[Dataset rows]
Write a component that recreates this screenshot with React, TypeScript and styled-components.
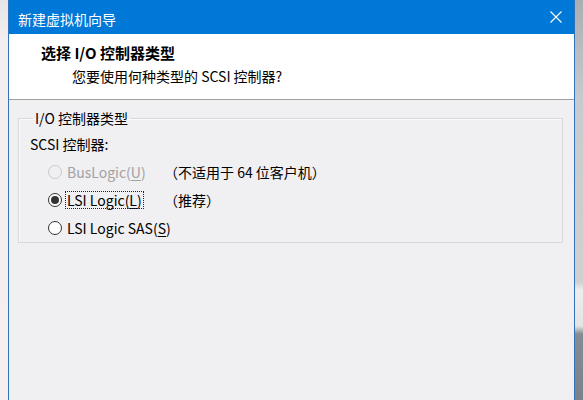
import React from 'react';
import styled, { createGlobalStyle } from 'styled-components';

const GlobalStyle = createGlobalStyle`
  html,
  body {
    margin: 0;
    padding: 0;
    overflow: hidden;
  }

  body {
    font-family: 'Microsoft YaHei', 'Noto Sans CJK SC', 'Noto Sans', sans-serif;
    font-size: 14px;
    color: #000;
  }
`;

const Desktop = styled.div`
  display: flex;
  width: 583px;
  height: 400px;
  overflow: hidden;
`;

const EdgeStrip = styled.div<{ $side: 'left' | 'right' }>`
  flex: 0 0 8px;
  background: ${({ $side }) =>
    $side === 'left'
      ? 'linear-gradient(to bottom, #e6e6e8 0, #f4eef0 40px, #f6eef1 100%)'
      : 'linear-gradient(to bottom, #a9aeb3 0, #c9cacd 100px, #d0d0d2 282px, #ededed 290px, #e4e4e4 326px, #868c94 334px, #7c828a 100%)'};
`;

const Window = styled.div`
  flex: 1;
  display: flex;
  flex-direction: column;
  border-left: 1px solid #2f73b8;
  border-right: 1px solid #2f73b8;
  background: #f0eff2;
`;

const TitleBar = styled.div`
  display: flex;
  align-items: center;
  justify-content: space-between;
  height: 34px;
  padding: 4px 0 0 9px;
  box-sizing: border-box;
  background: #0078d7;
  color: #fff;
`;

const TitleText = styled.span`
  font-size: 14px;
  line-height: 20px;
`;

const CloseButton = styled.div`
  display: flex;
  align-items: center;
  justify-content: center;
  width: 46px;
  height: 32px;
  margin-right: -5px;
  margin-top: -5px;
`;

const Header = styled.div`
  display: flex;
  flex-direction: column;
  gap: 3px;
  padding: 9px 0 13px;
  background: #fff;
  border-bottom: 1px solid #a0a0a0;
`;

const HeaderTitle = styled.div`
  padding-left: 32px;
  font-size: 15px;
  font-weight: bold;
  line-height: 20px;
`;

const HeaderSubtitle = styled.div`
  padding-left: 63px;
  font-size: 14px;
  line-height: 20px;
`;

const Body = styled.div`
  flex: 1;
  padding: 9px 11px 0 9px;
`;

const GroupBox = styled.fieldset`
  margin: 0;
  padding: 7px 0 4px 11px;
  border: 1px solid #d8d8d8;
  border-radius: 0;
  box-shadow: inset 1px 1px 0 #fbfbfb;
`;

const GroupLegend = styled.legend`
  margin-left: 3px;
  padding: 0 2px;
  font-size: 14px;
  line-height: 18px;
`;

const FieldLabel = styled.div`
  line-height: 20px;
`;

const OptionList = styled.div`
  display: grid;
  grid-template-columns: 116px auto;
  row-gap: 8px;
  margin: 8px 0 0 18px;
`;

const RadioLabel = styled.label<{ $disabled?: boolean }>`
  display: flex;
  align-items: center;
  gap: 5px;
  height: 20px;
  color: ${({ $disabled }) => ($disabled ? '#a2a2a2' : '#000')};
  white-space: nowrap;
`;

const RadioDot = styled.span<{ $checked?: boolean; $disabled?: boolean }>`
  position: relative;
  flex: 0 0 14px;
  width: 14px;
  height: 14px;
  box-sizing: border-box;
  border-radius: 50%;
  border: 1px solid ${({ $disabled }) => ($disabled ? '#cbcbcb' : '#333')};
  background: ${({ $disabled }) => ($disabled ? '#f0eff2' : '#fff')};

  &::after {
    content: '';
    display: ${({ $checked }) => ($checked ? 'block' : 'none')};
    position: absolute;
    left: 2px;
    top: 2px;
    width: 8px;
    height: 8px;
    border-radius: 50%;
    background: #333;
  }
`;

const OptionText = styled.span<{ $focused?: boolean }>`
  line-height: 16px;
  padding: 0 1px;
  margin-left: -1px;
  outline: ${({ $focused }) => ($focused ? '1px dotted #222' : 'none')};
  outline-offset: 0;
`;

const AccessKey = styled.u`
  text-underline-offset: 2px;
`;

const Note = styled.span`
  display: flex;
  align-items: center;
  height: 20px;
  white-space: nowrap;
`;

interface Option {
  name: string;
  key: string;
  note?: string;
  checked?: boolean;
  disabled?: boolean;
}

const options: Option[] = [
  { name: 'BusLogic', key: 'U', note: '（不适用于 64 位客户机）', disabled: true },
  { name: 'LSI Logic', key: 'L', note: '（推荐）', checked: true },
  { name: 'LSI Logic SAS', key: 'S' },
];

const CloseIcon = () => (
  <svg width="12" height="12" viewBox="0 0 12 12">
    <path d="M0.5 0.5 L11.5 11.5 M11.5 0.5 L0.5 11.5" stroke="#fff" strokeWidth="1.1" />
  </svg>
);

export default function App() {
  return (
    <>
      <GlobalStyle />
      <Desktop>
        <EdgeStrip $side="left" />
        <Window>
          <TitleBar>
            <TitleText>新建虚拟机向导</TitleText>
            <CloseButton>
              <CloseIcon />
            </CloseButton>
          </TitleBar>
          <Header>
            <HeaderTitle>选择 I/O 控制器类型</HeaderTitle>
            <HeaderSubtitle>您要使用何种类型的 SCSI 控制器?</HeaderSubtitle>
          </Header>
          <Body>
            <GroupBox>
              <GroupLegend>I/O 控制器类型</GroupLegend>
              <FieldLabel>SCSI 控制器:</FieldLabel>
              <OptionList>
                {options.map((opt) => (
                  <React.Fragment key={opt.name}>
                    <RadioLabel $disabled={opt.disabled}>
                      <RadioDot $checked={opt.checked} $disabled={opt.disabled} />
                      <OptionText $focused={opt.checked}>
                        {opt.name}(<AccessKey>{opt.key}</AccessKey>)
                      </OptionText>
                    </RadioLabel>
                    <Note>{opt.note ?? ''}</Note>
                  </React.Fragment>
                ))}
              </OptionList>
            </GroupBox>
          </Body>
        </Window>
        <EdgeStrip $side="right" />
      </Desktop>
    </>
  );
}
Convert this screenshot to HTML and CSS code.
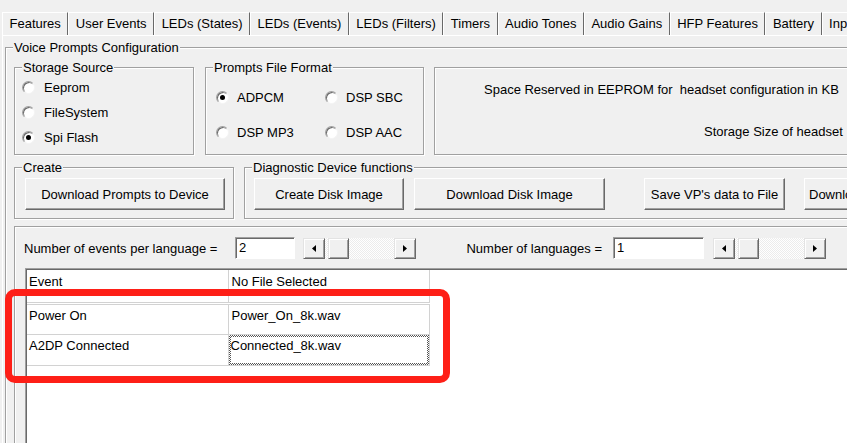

**What to produce:**
Transcribe all of the entries word for word, but skip any pictures they contain.

**Result below:**
Write a component that recreates this screenshot with React, TypeScript and styled-components.
import React from 'react';
import styled, { createGlobalStyle } from 'styled-components';

const GlobalStyle = createGlobalStyle`
  html,
  body {
    margin: 0;
    padding: 0;
    overflow: hidden;
  }

  body {
    font-family: 'Microsoft YaHei', 'Noto Sans CJK SC', 'Noto Sans', sans-serif;
    font-size: 14px;
    color: #000;
  }
`;

const Desktop = styled.div`
  display: flex;
  width: 583px;
  height: 400px;
  overflow: hidden;
`;

const EdgeStrip = styled.div<{ $side: 'left' | 'right' }>`
  flex: 0 0 8px;
  background: ${({ $side }) =>
    $side === 'left'
      ? 'linear-gradient(to bottom, #e6e6e8 0, #f4eef0 40px, #f6eef1 100%)'
      : 'linear-gradient(to bottom, #a9aeb3 0, #c9cacd 100px, #d0d0d2 282px, #ededed 290px, #e4e4e4 326px, #868c94 334px, #7c828a 100%)'};
`;

const Window = styled.div`
  flex: 1;
  display: flex;
  flex-direction: column;
  border-left: 1px solid #2f73b8;
  border-right: 1px solid #2f73b8;
  background: #f0eff2;
`;

const TitleBar = styled.div`
  display: flex;
  align-items: center;
  justify-content: space-between;
  height: 34px;
  padding: 4px 0 0 9px;
  box-sizing: border-box;
  background: #0078d7;
  color: #fff;
`;

const TitleText = styled.span`
  font-size: 14px;
  line-height: 20px;
`;

const CloseButton = styled.div`
  display: flex;
  align-items: center;
  justify-content: center;
  width: 46px;
  height: 32px;
  margin-right: -5px;
  margin-top: -5px;
`;

const Header = styled.div`
  display: flex;
  flex-direction: column;
  gap: 3px;
  padding: 9px 0 13px;
  background: #fff;
  border-bottom: 1px solid #a0a0a0;
`;

const HeaderTitle = styled.div`
  padding-left: 32px;
  font-size: 15px;
  font-weight: bold;
  line-height: 20px;
`;

const HeaderSubtitle = styled.div`
  padding-left: 63px;
  font-size: 14px;
  line-height: 20px;
`;

const Body = styled.div`
  flex: 1;
  padding: 9px 11px 0 9px;
`;

const GroupBox = styled.fieldset`
  margin: 0;
  padding: 7px 0 4px 11px;
  border: 1px solid #d8d8d8;
  border-radius: 0;
  box-shadow: inset 1px 1px 0 #fbfbfb;
`;

const GroupLegend = styled.legend`
  margin-left: 3px;
  padding: 0 2px;
  font-size: 14px;
  line-height: 18px;
`;

const FieldLabel = styled.div`
  line-height: 20px;
`;

const OptionList = styled.div`
  display: grid;
  grid-template-columns: 116px auto;
  row-gap: 8px;
  margin: 8px 0 0 18px;
`;

const RadioLabel = styled.label<{ $disabled?: boolean }>`
  display: flex;
  align-items: center;
  gap: 5px;
  height: 20px;
  color: ${({ $disabled }) => ($disabled ? '#a2a2a2' : '#000')};
  white-space: nowrap;
`;

const RadioDot = styled.span<{ $checked?: boolean; $disabled?: boolean }>`
  position: relative;
  flex: 0 0 14px;
  width: 14px;
  height: 14px;
  box-sizing: border-box;
  border-radius: 50%;
  border: 1px solid ${({ $disabled }) => ($disabled ? '#cbcbcb' : '#333')};
  background: ${({ $disabled }) => ($disabled ? '#f0eff2' : '#fff')};

  &::after {
    content: '';
    display: ${({ $checked }) => ($checked ? 'block' : 'none')};
    position: absolute;
    left: 2px;
    top: 2px;
    width: 8px;
    height: 8px;
    border-radius: 50%;
    background: #333;
  }
`;

const OptionText = styled.span<{ $focused?: boolean }>`
  line-height: 16px;
  padding: 0 1px;
  margin-left: -1px;
  outline: ${({ $focused }) => ($focused ? '1px dotted #222' : 'none')};
  outline-offset: 0;
`;

const AccessKey = styled.u`
  text-underline-offset: 2px;
`;

const Note = styled.span`
  display: flex;
  align-items: center;
  height: 20px;
  white-space: nowrap;
`;

interface Option {
  name: string;
  key: string;
  note?: string;
  checked?: boolean;
  disabled?: boolean;
}

const options: Option[] = [
  { name: 'BusLogic', key: 'U', note: '（不适用于 64 位客户机）', disabled: true },
  { name: 'LSI Logic', key: 'L', note: '（推荐）', checked: true },
  { name: 'LSI Logic SAS', key: 'S' },
];

const CloseIcon = () => (
  <svg width="12" height="12" viewBox="0 0 12 12">
    <path d="M0.5 0.5 L11.5 11.5 M11.5 0.5 L0.5 11.5" stroke="#fff" strokeWidth="1.1" />
  </svg>
);

export default function App() {
  return (
    <>
      <GlobalStyle />
      <Desktop>
        <EdgeStrip $side="left" />
        <Window>
          <TitleBar>
            <TitleText>新建虚拟机向导</TitleText>
            <CloseButton>
              <CloseIcon />
            </CloseButton>
          </TitleBar>
          <Header>
            <HeaderTitle>选择 I/O 控制器类型</HeaderTitle>
            <HeaderSubtitle>您要使用何种类型的 SCSI 控制器?</HeaderSubtitle>
          </Header>
          <Body>
            <GroupBox>
              <GroupLegend>I/O 控制器类型</GroupLegend>
              <FieldLabel>SCSI 控制器:</FieldLabel>
              <OptionList>
                {options.map((opt) => (
                  <React.Fragment key={opt.name}>
                    <RadioLabel $disabled={opt.disabled}>
                      <RadioDot $checked={opt.checked} $disabled={opt.disabled} />
                      <OptionText $focused={opt.checked}>
                        {opt.name}(<AccessKey>{opt.key}</AccessKey>)
                      </OptionText>
                    </RadioLabel>
                    <Note>{opt.note ?? ''}</Note>
                  </React.Fragment>
                ))}
              </OptionList>
            </GroupBox>
          </Body>
        </Window>
        <EdgeStrip $side="right" />
      </Desktop>
    </>
  );
}
Convert this screenshot to HTML and CSS code.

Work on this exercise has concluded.